A few weeks ago I (poorly) digitized a couple of rare Canadian music videos, and then put them on YouTube. Strangely, the one that generated buzz was Belinda Metz's "What About Me."

Metz herself (AKA "mamamelody") showed up in the comments and seemed confused about the situation; who would EVER put her video online? WHY would they do such a thing? To make the situation stranger, her daughter showed up a little bit later ("dancer88skye"), as did a man who apparently appeared in the video ("cathode42").

While it's often difficult to judge a person's attitude in a comment's section, one of Metz's points was that posting the video was flattering but "not nice." And I don't think she just meant my making fun of her outrageous shoulder pads.

There's no question that posting a person's music video online is a violation of copyright. As Metz said later, she gets no residuals from such a thing. Legally her viewpoint is cut-and-dried.

But then we enter the strange world of online promotion. While Belinda Metz has become an established actress, it would seem that her mid-80s music career is...well, finished. That's not saying she can't resurrect it, but few people in the world actually know she exist, I don't believe her video is in rotation even on retro-music shows (hence its unavailability on YouTube), and even her CD is long out of print.

In short, I would think that posting a video in this situation serves only two purposes: to potentially promote the artist, and then to rally fans.
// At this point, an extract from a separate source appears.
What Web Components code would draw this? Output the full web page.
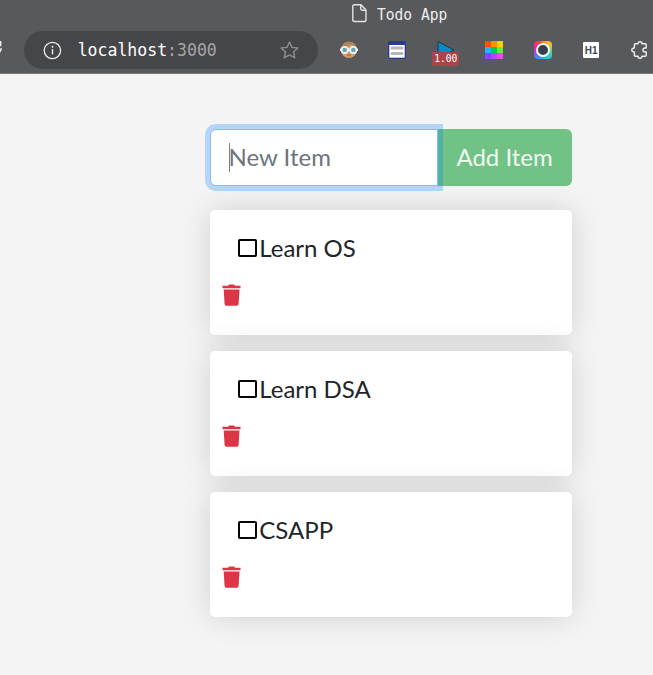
<!DOCTYPE html>
<html lang="en"><head><meta charset="utf-8"><title>Todo App</title>
<style>body{margin:0;background:#f4f4f4;width:653px;height:675px;overflow:hidden;font-family:Lato,sans-serif;color:#212529}</style></head>
<body><todo-page></todo-page>
<script>
function define(name, html){
  customElements.define(name, class extends HTMLElement{
    constructor(){super();this.attachShadow({mode:'open'}).innerHTML=html}
  });
}
define('browser-title',`<style>
:host{display:flex;height:30px;padding-left:352px;gap:10px;box-sizing:border-box;color:#eee;font:14.6px/28px "DejaVu Sans Mono",monospace}
svg{margin-top:4px;flex:none}span{display:block;height:28px;transform:scaleY(1.13);white-space:pre}
</style><svg width="15" height="19" viewBox="0 0 15 19" fill="none" stroke="#e4e4e5" stroke-width="1.4" stroke-linejoin="round"><path d="M2.3 .8H9L14 6V16Q14 17.5 12.5 17.5H2.3Q.8 17.5 .8 16V2.3Q.8 .8 2.3 .8ZM8.8 1V4.8Q8.8 6.2 10.2 6.2H14"/></svg><span><slot></slot></span>`);
define('address-bar',`<style>
:host{display:flex;align-items:center;box-sizing:border-box;width:294px;height:38px;border-radius:19px;background:#454649;padding:0 19px 0 19px;font:16.5px/37px "DejaVu Sans Mono",monospace;color:#fff}
svg{flex:none}p{margin:0 0 0 15.7px;flex:1;height:38px;transform:scaleY(1.1);white-space:pre}i{font-style:normal;color:#a6a6a8}
</style><svg width="19" height="19" viewBox="0 0 19 19"><circle cx="9.4" cy="9.5" r="8.2" fill="none" stroke="#eee" stroke-width="1.3"/><path d="M9.5 8.2V13.4" stroke="#eee" stroke-width="1.4"/><circle cx="9.5" cy="5.8" r=".95" fill="#eee"/></svg>
<p>localhost<i>:3000</i></p><svg width="19" height="18" viewBox="0 0 19 18"><path d="M9.5 1 12 6.4 17.9 7 13.5 11 14.8 16.8 9.5 13.9 4.2 16.8 5.5 11 1.1 7 7 6.4Z" fill="none" stroke="#8c8d90" stroke-width="1.4" stroke-linejoin="round"/></svg>`);
define('extension-icons',`<style>
:host{display:grid;grid-template-columns:repeat(7,48.45px);height:38px;align-items:center;justify-items:center}
svg{display:block;overflow:visible}.play{position:relative;width:20px;height:20px}
b{position:absolute;left:-3.5px;top:11.5px;width:27px;height:14px;border-radius:2px;background:#a94448;color:#fff;font:9.6px/14px "DejaVu Sans Mono",monospace;text-align:center}
b span{display:block;transform:scaleY(1.12)}
.h{width:16px;height:16px;background:#fff;border-radius:1px;color:#45464a;font:bold 10px/17px "Liberation Sans",sans-serif;text-align:center}
.wheel{width:18px;height:18px;border-radius:4px;background:conic-gradient(#ff8a20,#ffbd35 45deg,#39d8a0 110deg,#18c9e5 165deg,#3e8df2 215deg,#b13cf1 255deg,#ff218a 300deg,#ff4a30 340deg,#ff8a20);display:grid;place-items:center}
.wheel:before{content:"";box-sizing:border-box;width:14px;height:14px;border-radius:50%;background:#34404d;border:2px solid #fff}
</style>
<svg width="18" height="18" viewBox="0 0 18 18"><circle cx="9" cy="9" r="8" fill="#d49a6a"/><path d="M1.5 7Q3 0 9 .7 15 0 16.5 7 14 4 11 3.5 6 6 1.5 7Z" fill="#b08458"/><path d="M0 7.5H18V10H0Z" fill="#e8eef0"/><circle cx="4.7" cy="9" r="3.1" fill="#69a6b6" stroke="#edf5f5" stroke-width="1.6"/><circle cx="13.3" cy="9" r="3.1" fill="#69a6b6" stroke="#edf5f5" stroke-width="1.6"/><path d="M7.2 14H10.8" stroke="#9c5540"/></svg>
<svg width="18" height="18" viewBox="0 0 18 18"><rect width="18" height="18" rx="2" fill="#2a3795"/><path d="M1.3 4H16.7V16.7H1.3Z" fill="#fff"/><path d="M4 6.9H14M4 12.6H14" stroke="#b6b6b6" stroke-width="3" stroke-linecap="round"/></svg>
<div class="play"><svg width="20" height="20" viewBox="0 0 20 20"><path d="M2 1.5 18 10 2 18Z" fill="#078cc3" stroke="#27363e"/></svg><b><span>1.00</span></b></div>
<svg width="18" height="18" viewBox="0 0 18 18" shape-rendering="crispEdges"><path fill="#ff5000" d="M0 0h6v6H0z"/><path fill="#ff8d00" d="M6 0h6v6H6z"/><path fill="#ffd000" d="M12 0h6v6h-6z"/><path fill="#20b5ff" d="M0 6h6v6H0z"/><path fill="#08c95a" d="M6 6h6v6H6z"/><path fill="#75df50" d="M12 6h6v6h-6z"/><path fill="#8544ff" d="M0 12h6v6H0z"/><path fill="#b744ff" d="M6 12h6v6H6z"/><path fill="#f044f4" d="M12 12h6v6h-6z"/></svg>
<div class="wheel"></div><div class="h">H1</div>
<svg width="17" height="18" viewBox="0 0 17 18"><path d="M4.5 2.8H7Q7 .8 9 .8T11 2.8H14.3Q15.2 2.8 15.2 3.7V7H14Q12 7 12 9T14 11H15.2V14.3Q15.2 15.2 14.3 15.2H11Q11 17.2 9 17.2T7 15.2H4.5Q3.4 15.2 3.4 14.3V11Q.8 11 .8 9T3.4 7V3.7Q3.4 2.8 4.5 2.8Z" fill="none" stroke="#eee" stroke-width="1.4" stroke-linejoin="round"/></svg>`);
define('browser-chrome',`<style>
:host{display:block;height:74px;box-sizing:border-box;background:#58595d;border-bottom:1px solid #77787a;overflow:hidden}
div{display:flex;height:38px;margin-top:1px}.reload{width:24px;flex:none;margin-top:9px}address-bar{flex:none}extension-icons{margin-left:6.7px;flex:none}
</style><browser-title>Todo App</browser-title><div><svg class="reload" width="24" height="20"><path d="M-5 14.5A7 7 0 0 0 1.2 8.2M.6 1V5.5H-4" fill="none" stroke="#eee" stroke-width="1.6"/></svg><address-bar></address-bar><extension-icons></extension-icons></div>`);
define('todo-form',`<style>
:host{display:flex;height:57px;font-size:24px;line-height:36px}
.input{box-sizing:border-box;width:228.5px;border:1px solid #80bdff;border-radius:6px 0 0 6px;background:#fff;padding:9px 18px 11px;color:#6c757d;box-shadow:0 0 0 5px rgba(0,123,255,.25);position:relative;z-index:1;white-space:pre}
.input:before{content:"";position:absolute;left:18px;top:13px;width:1px;height:29px;background:#7b8084}
button{box-sizing:border-box;flex:1;border:0;border-radius:0 6px 6px 0;background:#71c285;color:#f1f9f3;font:24px/36px Lato,sans-serif;padding:0 1px 2px 0;white-space:nowrap}
</style><div class="input" role="textbox">New Item</div><button>Add Item</button>`);
define('todo-item',`<style>
:host{display:block;height:125px;box-sizing:border-box;background:#fff;border-radius:5px;box-shadow:0 0 30px rgba(0,0,0,.15);padding:20px 12.7px;font-size:24px;line-height:36px}
.row{display:flex;align-items:center;padding-left:16px;height:36px}.row svg{margin-right:2px}.trash{display:block;margin-top:17.6px}
</style><div class="row"><svg width="19" height="18" viewBox="0 0 19 18"><rect x="1" y="1" width="17" height="16" rx=".7" fill="none" stroke="#050505" stroke-width="2"/></svg><slot></slot></div>
<svg class="trash" width="20" height="23" viewBox="0 0 20 23" fill="#dc3545"><path d="M.5 1.8H6L7 .4H12L13 1.8H18.5V4.2H.5ZM1.7 5.5H17.5L16.6 20Q16.5 21.8 14.8 21.8H4.3Q2.8 21.8 2.6 20Z"/></svg>`);
define('todo-page',`<style>
:host{display:block}main{width:362.5px;margin:55px 0 0 209.6px;display:grid;gap:16px}todo-form{margin-bottom:8px}
</style><browser-chrome></browser-chrome><main><todo-form></todo-form><todo-item>Learn OS</todo-item><todo-item>Learn DSA</todo-item><todo-item>CSAPP</todo-item></main>`);
</script></body></html>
It does not TAKE AWAY residuals (since there is no other way for people to SEE the video) or discourage legitimate sales of a DVD release (since no DVD exists).

Of course I would always bow to artists (and their lawyers), and I understand their antsiness about online reproduction. Fortunately Metz has given the posting her blessing, so you can now enjoy a wonderful song and an otherwise forgotten video.

But this makes me wonder: when I put other obscure Canadian artists online, will they think it's a positive thing, or will they sic their lawyers on me?